───── Source data ─────
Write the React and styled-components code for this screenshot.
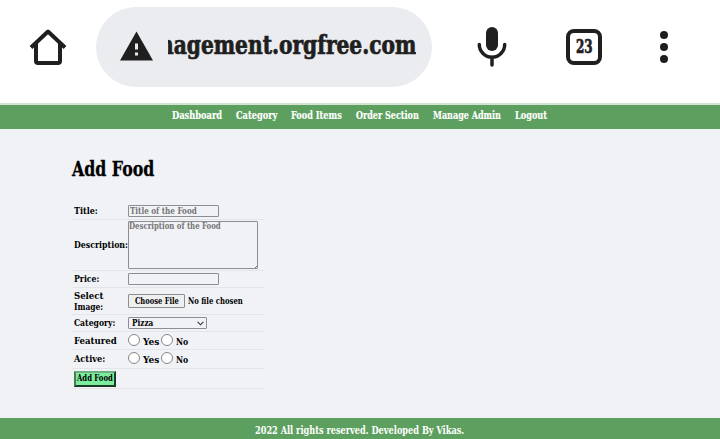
import React, { useLayoutEffect, useRef, useState } from "react";
import styled, { createGlobalStyle } from "styled-components";

const GlobalStyle = createGlobalStyle`
  * { box-sizing: border-box; }
  body {
    margin: 0;
    background: #f0f2f6;
    color: #000;
    font-family: "DejaVu Serif Condensed", "DejaVu Serif", serif;
    font-stretch: condensed;
    font-weight: 700;
  }
`;

const FitBox = styled.span`
  display: block;
  flex: none;
  width: ${(p) => p.$width}px;
  height: ${(p) => p.$size * 1.2}px;
  font-size: ${(p) => p.$size}px;
  line-height: 1.2;
  white-space: nowrap;
  -webkit-text-stroke: ${(p) => p.$stroke}px currentColor;
`;

const FitInner = styled.span`
  display: inline-block;
  transform-origin: 0 50%;
`;

/* Single line of text condensed to an exact width. */
function Fit({ width, size = 10, stroke = 0, children }) {
  const ref = useRef(null);
  const [scale, setScale] = useState(1);
  useLayoutEffect(() => {
    setScale(width / ref.current.offsetWidth);
  }, [width, children]);
  return (
    <FitBox $width={width} $size={size} $stroke={stroke}>
      <FitInner ref={ref} style={{ transform: `scaleX(${scale})` }}>{children}</FitInner>
    </FitBox>
  );
}

const Page = styled.div`
  width: 720px;
  height: 439px;
  display: flex;
  flex-direction: column;
  overflow: hidden;
`;

const BrowserBar = styled.header`
  height: 103px;
  flex: none;
  background: #fff;
  display: flex;
  align-items: flex-start;
  padding: 7px 0 0 28px;
  color: #1f1f1f;
`;

const BarIcon = styled.svg`
  display: block;
  flex: none;
  width: 40px;
  height: 44px;
  margin-top: 18px;
  margin-left: ${(p) => p.$gap || 0}px;
`;

const AddressPill = styled.div`
  width: 336px;
  height: 80px;
  margin-left: 28px;
  border-radius: 40px;
  background: #ebecf0;
  display: flex;
  align-items: center;
  padding-left: 24px;
`;

const WarningIcon = styled.svg`
  display: block;
  width: 33px;
  height: 30px;
  margin-top: -3px;
`;

const UrlClip = styled.div`
  width: 248px;
  margin-left: 15px;
  margin-top: -3px;
  overflow: hidden;
  display: flex;
  justify-content: flex-end;
`;

const TabCount = styled.div`
  width: 36px;
  height: 36px;
  margin: 22px 0 0 54px;
  border: 4px solid #1f1f1f;
  border-radius: 8px;
  display: flex;
  align-items: center;
  justify-content: center;
`;

const Nav = styled.nav`
  height: 26px;
  flex: none;
  border-top: 2px solid #d3e4d5;
  background: #5d9f5e;
  color: #fff;
  display: flex;
  padding: 4px 0 0 172px;
  gap: 14px;
`;

const Main = styled.main`
  flex: 1;
  padding: 27px 0 0 72px;
`;

const Title = styled.h1`
  margin: 0;
  height: 47px;
`;

const FormTable = styled.form`
  width: 192px;
  margin: 0;
`;

const Row = styled.div`
  height: ${(p) => p.$height}px;
  border-bottom: 1px solid #e3e5e9;
  display: grid;
  grid-template-columns: 54px 1fr;
  align-items: center;
  padding-left: 2px;
`;

const Field = styled.div`
  display: flex;
  align-items: center;
`;

const TextBox = styled.div`
  width: ${(p) => p.$width || 91}px;
  height: ${(p) => p.$height || 12}px;
  border: 1px solid #8d8e91;
  border-radius: 1px;
  color: #757575;
  padding-left: ${(p) => p.$inset || 0}px;
  display: flex;
  align-items: ${(p) => (p.$top ? "flex-start" : "center")};
  justify-content: space-between;
`;

const PlaceholderTop = styled.span`
  margin-top: -1px;
`;

const ResizeGrip = styled.svg`
  width: 2px;
  height: 2px;
  align-self: flex-end;
`;

const FileButton = styled.div`
  width: 57px;
  height: 14px;
  margin-right: 3px;
  border: 1px solid #8d8e91;
  border-radius: 1px;
  background: #efefef;
  display: flex;
  align-items: center;
  justify-content: center;
`;

const SelectBox = styled.div`
  width: 79px;
  height: 12px;
  border: 1px solid #8d8e91;
  border-radius: 1px;
  display: flex;
  align-items: center;
  justify-content: space-between;
  padding: 0 2px 0 3px;
`;

const Chevron = styled.svg`
  width: 7px;
  height: 5px;
`;

const Radio = styled.span`
  width: 12px;
  height: 12px;
  flex: none;
  margin-top: -2px;
  border: 1px solid #858689;
  border-radius: 50%;
  background: #fff;
`;

const RadioLabel = styled.span`
  margin: 2px 2px 0 3px;
`;

const SubmitButton = styled.div`
  width: 42px;
  height: 16px;
  border: 2px solid;
  border-color: #6fae80 #1c3926 #1c3926 #467d56;
  background: #7bed9f;
  display: flex;
  align-items: center;
  justify-content: center;
`;

const Footer = styled.footer`
  height: 21px;
  flex: none;
  background: #5d9f5e;
  color: #fff;
  display: flex;
  padding: 6px 0 0 255px;
`;

const navItems = [
  ["Dashboard", 50],
  ["Category", 41],
  ["Food Items", 51],
  ["Order Section", 63],
  ["Manage Admin", 68],
  ["Logout", 32],
];

function Choices() {
  return (
    <Field>
      <Radio />
      <RadioLabel><Fit width={16}>Yes</Fit></RadioLabel>
      <Radio />
      <RadioLabel><Fit width={12}>No</Fit></RadioLabel>
    </Field>
  );
}

export default function App() {
  return (
    <Page>
      <GlobalStyle />
      <BrowserBar>
        <BarIcon viewBox="0 0 40 44" fill="none" stroke="#1f1f1f" strokeWidth="4" strokeLinejoin="round">
          <path d="M3 22.5 20 6.5 37 22.5" />
          <path d="M8 18V36Q8 38 10 38H30Q32 38 32 36V18" />
        </BarIcon>
        <AddressPill>
          <WarningIcon viewBox="0 0 33 30">
            <path d="M16.5 0.5 33 29.5H0Z" fill="#1f1f1f" />
            <path d="M15 12.5h3v6h-3zM15 21.5h3v3h-3z" fill="#ebecf0" />
          </WarningIcon>
          <UrlClip><Fit width={257} size={25.5} stroke={0.7}>nagement.orgfree.com</Fit></UrlClip>
        </AddressPill>
        <BarIcon $gap={40} viewBox="0 0 40 44">
          <rect x="14" y="2" width="12" height="24" rx="6" fill="#1f1f1f" />
          <path d="M7.3 19.5A12.7 12.7 0 0 0 32.7 19.5M20 32V40" fill="none" stroke="#1f1f1f" strokeWidth="3.5" strokeLinecap="round" />
        </BarIcon>
        <TabCount><Fit width={17} size={18} stroke={0.7}>23</Fit></TabCount>
        <BarIcon $gap={42} viewBox="0 0 40 44" fill="#1f1f1f">
          <circle cx="20" cy="10" r="4" />
          <circle cx="20" cy="22" r="4" />
          <circle cx="20" cy="34" r="4" />
        </BarIcon>
      </BrowserBar>
      <Nav>
        {navItems.map(([label, width]) => (
          <Fit key={label} width={width} size={10.5} stroke={0.15}>{label}</Fit>
        ))}
      </Nav>
      <Main>
        <Title><Fit width={82} size={21} stroke={0.3}>Add Food</Fit></Title>
        <FormTable>
          <Row $height={17}>
            <Fit width={24}>Title:</Fit>
            <TextBox $inset={1}><Fit width={67} size={8.5}>Title of the Food</Fit></TextBox>
          </Row>
          <Row $height={51}>
            <Fit width={54}>Description:</Fit>
            <TextBox $width={130} $height={48} $top>
              <PlaceholderTop><Fit width={92} size={8.5}>Description of the Food</Fit></PlaceholderTop>
              <ResizeGrip viewBox="0 0 2 2"><path d="M0 2 2 0" stroke="#777" /></ResizeGrip>
            </TextBox>
          </Row>
          <Row $height={17}>
            <Fit width={25}>Price:</Fit>
            <TextBox />
          </Row>
          <Row $height={27}>
            <div>
              <Fit width={29} size={9.5}>Select</Fit>
              <Fit width={29} size={9.5}>Image:</Fit>
            </div>
            <Field>
              <FileButton><Fit width={44} size={8.5}>Choose File</Fit></FileButton>
              <Fit width={55} size={8.5}>No file chosen</Fit>
            </Field>
          </Row>
          <Row $height={17}>
            <Fit width={41}>Category:</Fit>
            <SelectBox>
              <Fit width={21} size={8.5}>Pizza</Fit>
              <Chevron viewBox="0 0 7 5"><path d="M.6 .8 3.5 3.8 6.4 .8" fill="none" stroke="#333" strokeWidth="1.1" /></Chevron>
            </SelectBox>
          </Row>
          <Row $height={18}>
            <Fit width={43}>Featured</Fit>
            <Choices />
          </Row>
          <Row $height={19}>
            <Fit width={31}>Active:</Fit>
            <Choices />
          </Row>
          <Row $height={20}>
            <SubmitButton><Fit width={36} size={8.5}>Add Food</Fit></SubmitButton>
          </Row>
        </FormTable>
      </Main>
      <Footer><Fit width={209} size={10.5}>2022 All rights reserved. Developed By Vikas.</Fit></Footer>
    </Page>
  );
}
─────
Directions:
Which lines contain the word "components"? Copy each one.

Solution below:
Write the React and styled-components code for this screenshot.
import styled, { createGlobalStyle } from "styled-components";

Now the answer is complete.